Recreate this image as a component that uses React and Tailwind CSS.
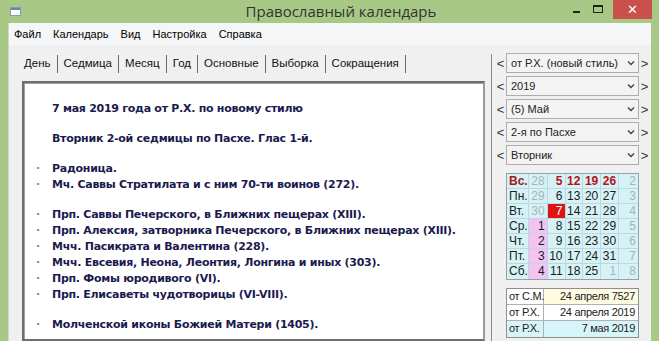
import React from "react";

const lines = [
    { t: "7 мая 2019 года от Р.Х. по новому стилю" },
    { gap: true },
    { t: "Вторник 2-ой седмицы по Пасхе. Глас 1-й." },
    { gap: true },
    { t: "Радоница.", b: true },
    { t: "Мч. Саввы Стратилата и с ним 70-ти воинов (272).", b: true },
    { gap: true },
    { t: "Прп. Саввы Печерского, в Ближних пещерах (XIII).", b: true },
    { t: "Прп. Алексия, затворника Печерского, в Ближних пещерах (XIII).", b: true },
    { t: "Мчч. Пасикрата и Валентина (228).", b: true },
    { t: "Мчч. Евсевия, Неона, Леонтия, Лонгина и иных (303).", b: true },
    { t: "Прп. Фомы юродивого (VI).", b: true },
    { t: "Прп. Елисаветы чудотворицы (VI-VIII).", b: true },
    { gap: true },
    { t: "Молченской иконы Божией Матери (1405).", b: true },
];

const tabs = ["День", "Седмица", "Месяц", "Год", "Основные", "Выборка", "Сокращения"];

const selects = ["от Р.Х. (новый стиль)", "2019", "(5) Май", "2-я по Пасхе", "Вторник"];

// calendar rows: label, then 6 cells [value, kind]
const cal = [
    ["Вс.", [["28", "g"], ["5", "s"], ["12", "s"], ["19", "s"], ["26", "s"], ["2", "g"]]],
    ["Пн.", [["29", "g"], ["6"], ["13"], ["20"], ["27"], ["3", "g"]]],
    ["Вт.", [["30", "g"], ["7", "t"], ["14"], ["21"], ["28"], ["4", "g"]]],
    ["Ср.", [["1", "p"], ["8"], ["15"], ["22"], ["29"], ["5", "g"]]],
    ["Чт.", [["2", "p"], ["9"], ["16"], ["23"], ["30"], ["6", "g"]]],
    ["Пт.", [["3", "p"], ["10"], ["17"], ["24"], ["31"], ["7", "g"]]],
    ["Сб.", [["4", "p"], ["11"], ["18"], ["25"], ["1", "g"], ["8", "g"]]],
];

const colW = ["w-[19px]", "w-[18px]", "w-[18px]", "w-[18px]", "w-[18px]", "w-[19px]"];

const Chevron = () => (
    <svg width="8" height="6" viewBox="0 0 8 6" className="mr-[3px]">
        <path d="M1 1.5 L4 4.5 L7 1.5" fill="none" stroke="#444" strokeWidth="1.4" />
    </svg>
);

export default function App() {
    return (
        <div className="w-[659px] h-[341px] overflow-hidden bg-[#a8c985] flex flex-col">
            {/* Title bar */}
            <div className="h-[23px] flex items-center relative shrink-0">
                <div className="ml-[10px] w-[11px] h-[9px] bg-white border border-[#8a9aa8] flex items-start">
                    <div className="w-full h-[2px] bg-[#5f88b8]" />
                </div>
                <div className="flex-1 text-center text-[15px] text-[#333] -mt-[1px] pl-[96px]" style={{ fontFamily: '"Open Sans", "Noto Sans", sans-serif' }}>
                    Православный календарь
                </div>
                <div className="flex items-start self-stretch">
                    <div className="w-[22px] flex justify-center pt-[11px]">
                        <div className="w-[7px] h-[2px] bg-[#222]" />
                    </div>
                    <div className="w-[22px] flex justify-center pt-[5px]">
                        <div className="w-[10px] h-[8px] border border-[#222] border-t-2" />
                    </div>
                    <div className="w-[39px] h-[19px] ml-[4px] bg-[#c9504c] flex items-center justify-center text-white text-[13px] font-bold" style={{ fontFamily: '"DejaVu Sans", sans-serif' }}>
                        ✕
                    </div>
                    <div className="w-[7px]" />
                </div>
            </div>

            {/* Client area */}
            <div className="flex-1 mx-[8px] bg-[#f0f0f0] border-l border-[#d4d4d4] flex flex-col" style={{ fontFamily: '"Liberation Sans", Arial, sans-serif' }}>
                {/* Menu */}
                <div className="h-[22px] bg-[#f5f6f7] flex items-center gap-[12px] pl-[5px] text-[11px] text-black shrink-0">
                    <span>Файл</span>
                    <span>Календарь</span>
                    <span>Вид</span>
                    <span>Настройка</span>
                    <span>Справка</span>
                </div>

                <div className="flex flex-1">
                    {/* Left part */}
                    <div className="w-[483px] flex flex-col">
                        <div className="mt-[9px] h-[20px] flex items-center pl-[9px] text-[11.5px] text-[#111]">
                            {tabs.map((t) => (
                                <div key={t} className="flex items-center h-full">
                                    <span className="pl-[6px] pr-[6px]">{t}</span>
                                    <div className="w-[1px] h-[18px] bg-[#6a6a6a]" />
                                </div>
                            ))}
                        </div>

                        <div className="mt-[7px] ml-[13px] w-[463px] flex-1 bg-white border-2 border-[#6e6e6e] border-r-[#9a9a9a] shadow-[inset_1px_1px_0_#a0a0a0] pt-[18px]">
                            <div className="text-[11px] font-bold text-[#1b1b4f] leading-[16px] tracking-[-0.27px]" style={{ fontFamily: '"DejaVu Sans", Verdana, sans-serif' }}>
                                {lines.map((l, i) =>
                                    l.gap ? (
                                        <div key={i} className="h-[14px]" />
                                    ) : (
                                        <div key={i} className="flex whitespace-nowrap">
                                            <span className="w-[28px] pl-[12px] text-[#888]">{l.b ? "·" : ""}</span>
                                            <span>{l.t}</span>
                                        </div>
                                    )
                                )}
                            </div>
                        </div>
                    </div>

                    {/* Right panel */}
                    <div className="flex-1 flex flex-col mt-[9px] border-l border-[#8c8c8c] pl-[3px] pr-[1px] text-[11px] text-[#222]">
                        <div className="flex flex-col gap-[3px] mt-[-1px]">
                            {selects.map((s) => (
                                <div key={s} className="flex items-center h-[20px]">
                                    <span className="w-[11px] text-[13px] text-[#333] text-center leading-none">&lt;</span>
                                    <div className="w-[133px] h-[20px] bg-[#f3f3f3] border border-[#adadad] flex items-center justify-between pl-[4px]">
                                        <span>{s}</span>
                                        <Chevron />
                                    </div>
                                    <span className="w-[11px] text-[13px] text-[#333] text-center leading-none">&gt;</span>
                                </div>
                            ))}
                        </div>

                        {/* Calendar */}
                        <div className="ml-[11px] mt-[8px] w-[133px] border border-[#8fa3a8] bg-[#d6f2f6] text-[12px]">
                            {cal.map(([lab, cells], ri) => (
                                <div key={lab} className={`flex h-[15px] ${ri < 6 ? "border-b border-[#bcd9de]" : ""}`}>
                                    <div className={`w-[22px] pl-[2px] leading-[14px] border-r border-[#bcd9de] ${ri === 0 ? "font-bold text-[#a01a1a]" : "text-[#222]"}`}>
                                        {lab}
                                    </div>
                                    {cells.map(([v, k], ci) => {
                                        let cls = "text-[#1a1a1a]";
                                        if (k === "g") cls = "text-[#a3b4b6]";
                                        if (k === "s") cls = "font-bold text-[#b3121a]";
                                        if (k === "p") cls = "bg-[#f3c4f3] text-[#1a1a1a]";
                                        if (k === "t") cls = "bg-[#e01414] text-white";
                                        return (
                                            <div key={ci} className={`${colW[ci]} ${ci < 5 ? "border-r border-[#bcd9de]" : ""} text-right pr-[2px] leading-[14px] ${cls}`}>
                                                {v}
                                            </div>
                                        );
                                    })}
                                </div>
                            ))}
                        </div>

                        {/* Date table */}
                        <div className="ml-[11px] mt-[8px] w-[133px] border border-[#8e8e8e] text-[11px] text-[#222] whitespace-nowrap tracking-[-0.3px]">
                            <div className="flex h-[16px] border-b border-[#b0b0b0]">
                                <div className="w-[37px] pl-[2px] leading-[15px] border-r border-[#b0b0b0] bg-white">от С.М.</div>
                                <div className="flex-1 text-right pr-[3px] leading-[15px] bg-[#fffbe2]">24 апреля 7527</div>
                            </div>
                            <div className="flex h-[16px] border-b border-[#b0b0b0] bg-white">
                                <div className="w-[37px] pl-[2px] leading-[15px] border-r border-[#b0b0b0]">от Р.Х.</div>
                                <div className="flex-1 text-right pr-[3px] leading-[15px]">24 апреля 2019</div>
                            </div>
                            <div className="flex h-[16px] bg-[#d7f4f8]">
                                <div className="w-[37px] pl-[2px] leading-[15px] border-r border-[#b0b0b0]">от Р.Х.</div>
                                <div className="flex-1 text-right pr-[3px] leading-[15px]">7 мая 2019</div>
                            </div>
                        </div>
                    </div>
                </div>
            </div>
        </div>
    );
}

▶ [Aim of the exercise] Count up the lines in the listing that hold the word "React", and give that number only.

▶ [Final result] 2